"You’re not going to see ‘The Passion’", my friend Frisbee from
Atlanta asked in a tone meant to hang an overpowering guilt trip on me?
He was getting up another busload, his third I think, to see the movie.
It was the most enthusiasm I’ve seen from Frisbee since he organized a
protest at CNN Center against violence on television.
"Why aren’t you going," he insisted?
I couldn’t resist the opening. "Too much violence," I said.
The inference was wasted. When Frisbee takes up a cause, he is unaware and unstoppable. His most recent previous crusade had been "The Prayer of Jabez", the relatively thin missal in which the author got a lot of mileage from a little scripture; however, it became a best seller.
For a while, Frisbee’s genius was the rage of his Sunday School class. He had read the book over and over again, taking advantage of its brevity to commit key thoughts to memory. When it was discovered that he had cribbed much of his knowledge from the innumerable commentaries on the book, his star was tarnished. No matter. By that time, he was off on another crusade.
Frisbee has never mentioned "The da Vinci Code," either because he overlooked it or he considers it religious sacrilege not worth his time. It is the only target of prominence not picked up by his radar screen of guilt-laying.
One of Frisbee’s longest-running religious infatuations was, and is, the "Left Behind" series of novels, which, I suppose, will lead to Armageddon and beyond. There are to be, I think, twelve of the novels. I am not a reader; therefore, I don’t know where they stand.
Frisbee, being almost as devout a Republican as he is a Christian, and an enthusiastic drawer of parallels, became convinced for awhile that Bill Clinton was the anti-Christ. Then came the Monica thing, which threw his calculations into a clutter. Clinton was no longer the anti-Christ, but Frisbee remained convinced that he represented some evil Biblical character.
I made a most disturbing suggestion. "Maybe he could be King Solomon reincarnated. After all, they are both brilliant men and both of them like women."
Lucky for me, sackcloth and ashes are no longer in style. Frisbee wouldn’t speak to me for a month, until "The Passion" transportation project began. After my lack of enthusiasm for that, he has again expressed a lost faith in mine.
Something more disturbing about all these religious undertakings than Frisbee’s enthusiasm for them is the fact that I have found no way to capitalize on the phenomenon. As an aspiring writer, I have long dreamed of composing the great American novel, or at least a best seller. Next to cookbooks to gain weight or diet books to lose it, the religious theme seems to be the easiest pathway to success.

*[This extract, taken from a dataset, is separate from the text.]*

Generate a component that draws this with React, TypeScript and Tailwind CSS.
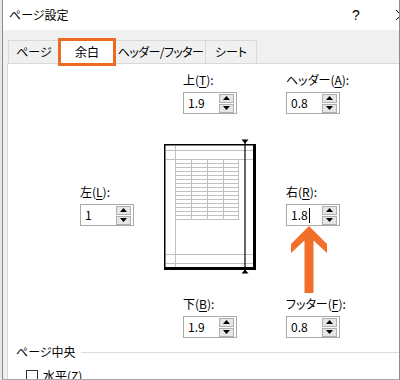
import React from "react";

const font = "font-['Noto_Sans_CJK_JP',sans-serif] [font-feature-settings:'palt']";

function Arrow({ up }: { up: boolean }) {
  return (
    <svg width="7" height="4" viewBox="0 0 7 4">
      <polygon points={up ? "0,4 3.5,0 7,4" : "0,0 7,0 3.5,4"} fill="#000" />
    </svg>
  );
}

function Spin() {
  return (
    <div className="mr-[2px] flex w-[15px] flex-col gap-[1px]">
      <div className="flex h-[9px] items-center justify-center border border-[#b0b0b0] bg-[#e6e6e6]">
        <Arrow up />
      </div>
      <div className="flex h-[9px] items-center justify-center border border-[#b0b0b0] bg-[#e6e6e6]">
        <Arrow up={false} />
      </div>
    </div>
  );
}

function Field({ label, k, value, cursor }: { label: string; k: string; value: string; cursor?: boolean }) {
  return (
    <div className="flex flex-col">
      <div className="h-[16px] whitespace-nowrap text-[12px] leading-[16px] text-black">
        {label}(<span className="underline underline-offset-2">{k}</span>):
      </div>
      <div className="mt-[4px] flex h-[22px] w-[54px] items-center border border-[#a9a9a9] bg-white">
        <div className="flex flex-1 items-center pl-[4px] text-[12px] text-black">
          <span>{value}</span>
          {cursor && <span className="ml-[1px] inline-block h-[15px] w-px bg-black" />}
        </div>
        <Spin />
      </div>
    </div>
  );
}

function Preview() {
  const rows = Array.from({ length: 15 }, (_, i) => 27.5 + i * 4);
  return (
    <svg width="102" height="140" viewBox="0 0 102 140">
      <rect x="4" y="8" width="92" height="126" fill="#000" />
      <rect x="5.5" y="9.5" width="87.5" height="121.5" fill="#fff" />
      <g stroke="#c0c0c0" strokeWidth="1">
        <line x1="15.5" y1="10" x2="15.5" y2="131" />
        <line x1="6" y1="14.5" x2="93" y2="14.5" />
        <line x1="6" y1="23.5" x2="93" y2="23.5" />
        <line x1="6" y1="118.5" x2="93" y2="118.5" />
        <line x1="6" y1="127.5" x2="93" y2="127.5" />
        {[31.5, 47.5, 63.5, 78.5].map((x) => (
          <line key={x} x1={x} y1="23.5" x2={x} y2="84" />
        ))}
        {rows.map((y) => (
          <line key={y} x1="15.5" y1={y} x2="78.5" y2={y} />
        ))}
      </g>
      <line x1="85" y1="6" x2="85" y2="136" stroke="#000" strokeWidth="1.2" />
      <polygon points="81.5,3.5 88.5,3.5 85,7.5" fill="#000" />
      <polygon points="81.5,137.5 88.5,137.5 85,133.5" fill="#000" />
    </svg>
  );
}

function BigArrow() {
  return (
    <svg width="38" height="68" viewBox="0 0 38 68">
      <polygon
        points="19,0 37,18 37,27 23.5,14.5 23.5,67 14.5,67 14.5,14.5 1,27 1,18"
        fill="#f26f2a"
      />
    </svg>
  );
}

export default function App() {
  return (
    <div className={`flex h-[380px] w-[400px] overflow-hidden bg-[#e8e8e8] ${font}`}>
      <div className="w-[2px]" />
      {/* window */}
      <div className="flex flex-1 flex-col overflow-hidden border-x border-b border-x-[#8c8c8c] border-b-[#a8a8a8]">
        {/* title bar */}
        <div className="flex h-[30px] shrink-0 items-center bg-white">
          <div className="flex-1 pl-[6px] text-[12px] text-black">ページ設定</div>
          <div className="w-[46px] text-center font-['Liberation_Sans',sans-serif] text-[14px] text-black">?</div>
          <div className="h-full w-[20px]">
            <svg width="20" height="30" viewBox="0 0 20 30">
              <line x1="17" y1="10" x2="27" y2="20" stroke="#000" strokeWidth="1" />
              <line x1="27" y1="10" x2="17" y2="20" stroke="#000" strokeWidth="1" />
            </svg>
          </div>
        </div>

        {/* body */}
        <div className="flex flex-1 flex-col bg-[#f0f0f0] pl-[4px] pt-[8px]">
          {/* tabs */}
          <div className="ml-[1px] flex h-[25px] items-end whitespace-nowrap text-[12px] text-black">
            <div className="flex h-[23px] w-[52px] items-center justify-center border border-b-0 border-[#d9d9d9]">ページ</div>
            <div className="relative z-10 -mb-[3px] -ml-[2px] flex h-[28px] w-[58px] items-center justify-center border-[3px] border-[#eb6b25] bg-white">
              余白
            </div>
            <div className="flex h-[23px] w-[90px] items-center justify-center border-r border-t border-[#d9d9d9] tracking-[-0.6px]">
              ヘッダー/フッター
            </div>
            <div className="flex h-[23px] w-[51px] items-center justify-center border-r border-t border-[#d9d9d9]">シート</div>
          </div>

          {/* panel */}
          <div className="flex flex-1 flex-col border-l border-t border-[#d9d9d9] bg-white pt-[8px]">
            <div className="flex">
              <div className="ml-[72px] mt-[112px] w-[54px]">
                <Field label="左" k="L" value="1" />
              </div>
              <div className="ml-[26px] flex w-[102px] flex-col">
                <div className="pl-[23px]">
                  <Field label="上" k="T" value="1.9" />
                </div>
                <div className="mt-[22px]">
                  <Preview />
                </div>
                <div className="mt-[20px] pl-[23px]">
                  <Field label="下" k="B" value="1.9" />
                </div>
              </div>
              <div className="ml-[24px] flex flex-col">
                <Field label="ヘッダー" k="A" value="0.8" />
                <div className="mt-[70px]">
                  <Field label="右" k="R" value="1.8" cursor />
                </div>
                <div className="ml-[4px] h-[68px]">
                  <BigArrow />
                </div>
                <div className="mt-[2px]">
                  <Field label="フッター" k="F" value="0.8" />
                </div>
              </div>
            </div>

            {/* center group */}
            <div className="mt-[6px] flex h-[16px] items-center pl-[8px]">
              <span className="text-[12px] leading-[16px] text-black">ページ中央</span>
              <div className="ml-[5px] h-px flex-1 bg-[#dcdcdc]" />
            </div>
            <div className="mt-[9px] flex items-center pl-[18px]">
              <div className="h-[12px] w-[12px] border border-[#333] bg-white" />
              <span className="ml-[5px] text-[12px] leading-[14px] text-black">
                水平(<span className="underline">Z</span>)
              </span>
            </div>
          </div>
        </div>
      </div>
    </div>
  );
}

An ulterior motive that I hate to confess is my desire to restore Frisbee’s faith in my devotion to "The Word."
A few weeks back, I thought I had hit on it. After a pleasant dinner out, I went to bed contented and ready for a good night’s rest. Instead, there came upon me a surreal, out-of-body experience that I could attribute to nothing less than divine inspiration. It lasted at least an hour. It came in waves, unpleasant at times, but in others an uplifting that could have come only from God. I thought.
Then came morning. And breakfast.
"I had the strangest thing happen to me last night," my wife related. "I had the weirdest feelings. I think it must have been the mushrooms on the food bar. They tasted kind of funky."
I didn’t say a thing, but continued eating my oatmeal. I was crushed. The great religious novel would have to wait.
I hate it not just for myself, but also for Frisbee.
He would have been so proud.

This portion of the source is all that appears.